━━ Data segment
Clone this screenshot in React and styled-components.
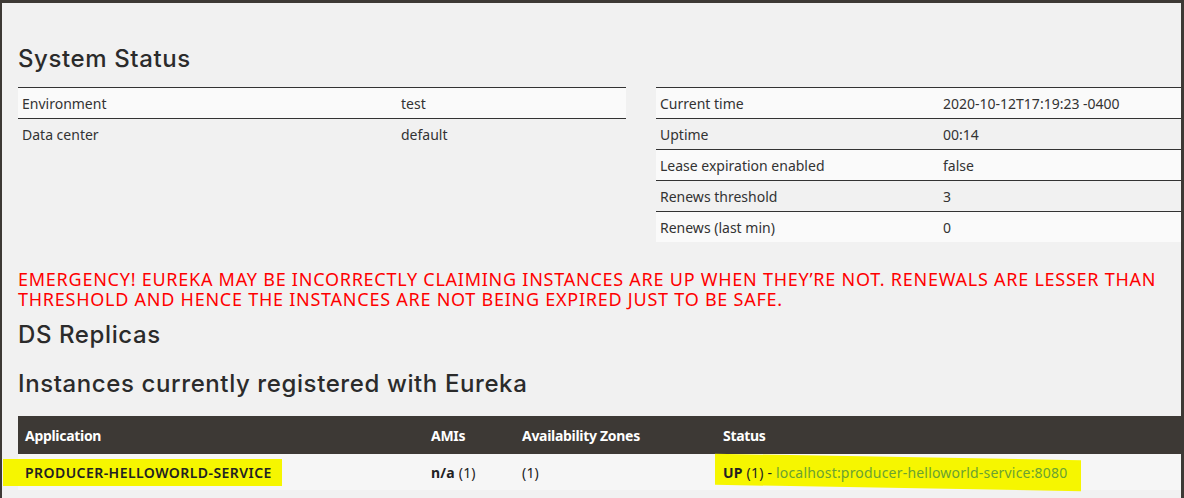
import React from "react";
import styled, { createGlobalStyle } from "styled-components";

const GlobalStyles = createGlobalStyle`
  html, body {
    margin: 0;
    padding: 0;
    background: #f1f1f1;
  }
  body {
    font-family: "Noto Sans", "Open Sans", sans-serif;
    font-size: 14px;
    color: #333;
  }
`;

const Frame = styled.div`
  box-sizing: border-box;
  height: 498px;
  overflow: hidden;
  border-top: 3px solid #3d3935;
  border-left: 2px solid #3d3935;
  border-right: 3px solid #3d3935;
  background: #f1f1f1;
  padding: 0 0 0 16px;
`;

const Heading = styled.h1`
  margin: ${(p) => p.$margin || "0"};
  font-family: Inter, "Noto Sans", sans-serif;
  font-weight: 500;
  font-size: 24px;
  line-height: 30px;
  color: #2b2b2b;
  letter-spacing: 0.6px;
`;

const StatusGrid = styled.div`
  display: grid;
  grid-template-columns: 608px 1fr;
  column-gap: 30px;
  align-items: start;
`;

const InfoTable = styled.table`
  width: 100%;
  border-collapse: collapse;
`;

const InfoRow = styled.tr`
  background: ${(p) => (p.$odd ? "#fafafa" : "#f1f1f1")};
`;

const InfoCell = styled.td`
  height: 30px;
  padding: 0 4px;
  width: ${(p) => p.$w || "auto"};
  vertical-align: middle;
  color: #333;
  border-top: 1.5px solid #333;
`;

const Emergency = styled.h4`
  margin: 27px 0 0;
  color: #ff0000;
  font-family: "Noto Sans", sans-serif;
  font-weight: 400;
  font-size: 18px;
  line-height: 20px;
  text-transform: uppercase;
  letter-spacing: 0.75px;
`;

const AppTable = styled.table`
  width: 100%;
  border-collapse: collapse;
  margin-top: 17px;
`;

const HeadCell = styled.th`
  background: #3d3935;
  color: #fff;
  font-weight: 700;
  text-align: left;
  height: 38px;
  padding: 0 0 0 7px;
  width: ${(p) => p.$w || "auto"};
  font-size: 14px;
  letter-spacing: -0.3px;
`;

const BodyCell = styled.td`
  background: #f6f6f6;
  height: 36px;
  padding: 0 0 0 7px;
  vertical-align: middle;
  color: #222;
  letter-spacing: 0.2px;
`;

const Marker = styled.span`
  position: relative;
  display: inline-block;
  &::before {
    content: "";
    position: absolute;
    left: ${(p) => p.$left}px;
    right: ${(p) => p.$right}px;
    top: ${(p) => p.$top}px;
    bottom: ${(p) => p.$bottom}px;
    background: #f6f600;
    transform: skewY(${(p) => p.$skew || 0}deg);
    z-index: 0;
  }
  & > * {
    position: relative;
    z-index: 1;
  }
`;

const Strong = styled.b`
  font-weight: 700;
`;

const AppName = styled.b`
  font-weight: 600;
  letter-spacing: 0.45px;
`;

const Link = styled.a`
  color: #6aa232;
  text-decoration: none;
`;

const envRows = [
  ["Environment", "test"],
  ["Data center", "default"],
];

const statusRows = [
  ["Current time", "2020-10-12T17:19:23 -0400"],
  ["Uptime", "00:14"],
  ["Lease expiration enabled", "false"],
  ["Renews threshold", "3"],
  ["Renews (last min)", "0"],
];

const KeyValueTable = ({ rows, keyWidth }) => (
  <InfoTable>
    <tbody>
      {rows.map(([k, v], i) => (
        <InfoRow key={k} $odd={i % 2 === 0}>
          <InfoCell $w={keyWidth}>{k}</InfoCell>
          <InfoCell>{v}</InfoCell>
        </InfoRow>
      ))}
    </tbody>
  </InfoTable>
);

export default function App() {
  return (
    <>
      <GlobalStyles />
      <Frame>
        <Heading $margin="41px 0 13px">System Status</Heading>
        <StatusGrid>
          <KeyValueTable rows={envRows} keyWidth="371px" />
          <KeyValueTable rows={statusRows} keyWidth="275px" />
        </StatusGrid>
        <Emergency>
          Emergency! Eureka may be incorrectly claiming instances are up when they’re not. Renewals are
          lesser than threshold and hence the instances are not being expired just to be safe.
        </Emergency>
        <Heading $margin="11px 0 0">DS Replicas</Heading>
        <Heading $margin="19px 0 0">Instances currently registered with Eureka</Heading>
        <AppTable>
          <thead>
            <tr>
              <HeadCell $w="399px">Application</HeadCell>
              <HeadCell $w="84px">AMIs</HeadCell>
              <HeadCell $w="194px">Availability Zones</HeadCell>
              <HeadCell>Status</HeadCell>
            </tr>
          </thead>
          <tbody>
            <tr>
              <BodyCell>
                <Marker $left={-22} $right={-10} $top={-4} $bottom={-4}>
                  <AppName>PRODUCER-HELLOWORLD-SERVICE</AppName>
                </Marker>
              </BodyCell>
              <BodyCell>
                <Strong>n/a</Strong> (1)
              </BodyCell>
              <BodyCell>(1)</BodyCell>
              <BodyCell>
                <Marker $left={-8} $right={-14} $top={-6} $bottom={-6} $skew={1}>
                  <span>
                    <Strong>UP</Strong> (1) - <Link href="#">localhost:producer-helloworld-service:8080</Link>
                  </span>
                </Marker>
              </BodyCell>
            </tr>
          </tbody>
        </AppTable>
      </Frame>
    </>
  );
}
━━━━
> _The exercise_: Transcribe the material exactly, keeping every word and none of the pictures.

> _Answer to the exercise_:
Clone this screenshot in React and styled-components.
import React from "react";
import styled, { createGlobalStyle } from "styled-components";

const GlobalStyles = createGlobalStyle`
  html, body {
    margin: 0;
    padding: 0;
    background: #f1f1f1;
  }
  body {
    font-family: "Noto Sans", "Open Sans", sans-serif;
    font-size: 14px;
    color: #333;
  }
`;

const Frame = styled.div`
  box-sizing: border-box;
  height: 498px;
  overflow: hidden;
  border-top: 3px solid #3d3935;
  border-left: 2px solid #3d3935;
  border-right: 3px solid #3d3935;
  background: #f1f1f1;
  padding: 0 0 0 16px;
`;

const Heading = styled.h1`
  margin: ${(p) => p.$margin || "0"};
  font-family: Inter, "Noto Sans", sans-serif;
  font-weight: 500;
  font-size: 24px;
  line-height: 30px;
  color: #2b2b2b;
  letter-spacing: 0.6px;
`;

const StatusGrid = styled.div`
  display: grid;
  grid-template-columns: 608px 1fr;
  column-gap: 30px;
  align-items: start;
`;

const InfoTable = styled.table`
  width: 100%;
  border-collapse: collapse;
`;

const InfoRow = styled.tr`
  background: ${(p) => (p.$odd ? "#fafafa" : "#f1f1f1")};
`;

const InfoCell = styled.td`
  height: 30px;
  padding: 0 4px;
  width: ${(p) => p.$w || "auto"};
  vertical-align: middle;
  color: #333;
  border-top: 1.5px solid #333;
`;

const Emergency = styled.h4`
  margin: 27px 0 0;
  color: #ff0000;
  font-family: "Noto Sans", sans-serif;
  font-weight: 400;
  font-size: 18px;
  line-height: 20px;
  text-transform: uppercase;
  letter-spacing: 0.75px;
`;

const AppTable = styled.table`
  width: 100%;
  border-collapse: collapse;
  margin-top: 17px;
`;

const HeadCell = styled.th`
  background: #3d3935;
  color: #fff;
  font-weight: 700;
  text-align: left;
  height: 38px;
  padding: 0 0 0 7px;
  width: ${(p) => p.$w || "auto"};
  font-size: 14px;
  letter-spacing: -0.3px;
`;

const BodyCell = styled.td`
  background: #f6f6f6;
  height: 36px;
  padding: 0 0 0 7px;
  vertical-align: middle;
  color: #222;
  letter-spacing: 0.2px;
`;

const Marker = styled.span`
  position: relative;
  display: inline-block;
  &::before {
    content: "";
    position: absolute;
    left: ${(p) => p.$left}px;
    right: ${(p) => p.$right}px;
    top: ${(p) => p.$top}px;
    bottom: ${(p) => p.$bottom}px;
    background: #f6f600;
    transform: skewY(${(p) => p.$skew || 0}deg);
    z-index: 0;
  }
  & > * {
    position: relative;
    z-index: 1;
  }
`;

const Strong = styled.b`
  font-weight: 700;
`;

const AppName = styled.b`
  font-weight: 600;
  letter-spacing: 0.45px;
`;

const Link = styled.a`
  color: #6aa232;
  text-decoration: none;
`;

const envRows = [
  ["Environment", "test"],
  ["Data center", "default"],
];

const statusRows = [
  ["Current time", "2020-10-12T17:19:23 -0400"],
  ["Uptime", "00:14"],
  ["Lease expiration enabled", "false"],
  ["Renews threshold", "3"],
  ["Renews (last min)", "0"],
];

const KeyValueTable = ({ rows, keyWidth }) => (
  <InfoTable>
    <tbody>
      {rows.map(([k, v], i) => (
        <InfoRow key={k} $odd={i % 2 === 0}>
          <InfoCell $w={keyWidth}>{k}</InfoCell>
          <InfoCell>{v}</InfoCell>
        </InfoRow>
      ))}
    </tbody>
  </InfoTable>
);

export default function App() {
  return (
    <>
      <GlobalStyles />
      <Frame>
        <Heading $margin="41px 0 13px">System Status</Heading>
        <StatusGrid>
          <KeyValueTable rows={envRows} keyWidth="371px" />
          <KeyValueTable rows={statusRows} keyWidth="275px" />
        </StatusGrid>
        <Emergency>
          Emergency! Eureka may be incorrectly claiming instances are up when they’re not. Renewals are
          lesser than threshold and hence the instances are not being expired just to be safe.
        </Emergency>
        <Heading $margin="11px 0 0">DS Replicas</Heading>
        <Heading $margin="19px 0 0">Instances currently registered with Eureka</Heading>
        <AppTable>
          <thead>
            <tr>
              <HeadCell $w="399px">Application</HeadCell>
              <HeadCell $w="84px">AMIs</HeadCell>
              <HeadCell $w="194px">Availability Zones</HeadCell>
              <HeadCell>Status</HeadCell>
            </tr>
          </thead>
          <tbody>
            <tr>
              <BodyCell>
                <Marker $left={-22} $right={-10} $top={-4} $bottom={-4}>
                  <AppName>PRODUCER-HELLOWORLD-SERVICE</AppName>
                </Marker>
              </BodyCell>
              <BodyCell>
                <Strong>n/a</Strong> (1)
              </BodyCell>
              <BodyCell>(1)</BodyCell>
              <BodyCell>
                <Marker $left={-8} $right={-14} $top={-6} $bottom={-6} $skew={1}>
                  <span>
                    <Strong>UP</Strong> (1) - <Link href="#">localhost:producer-helloworld-service:8080</Link>
                  </span>
                </Marker>
              </BodyCell>
            </tr>
          </tbody>
        </AppTable>
      </Frame>
    </>
  );
}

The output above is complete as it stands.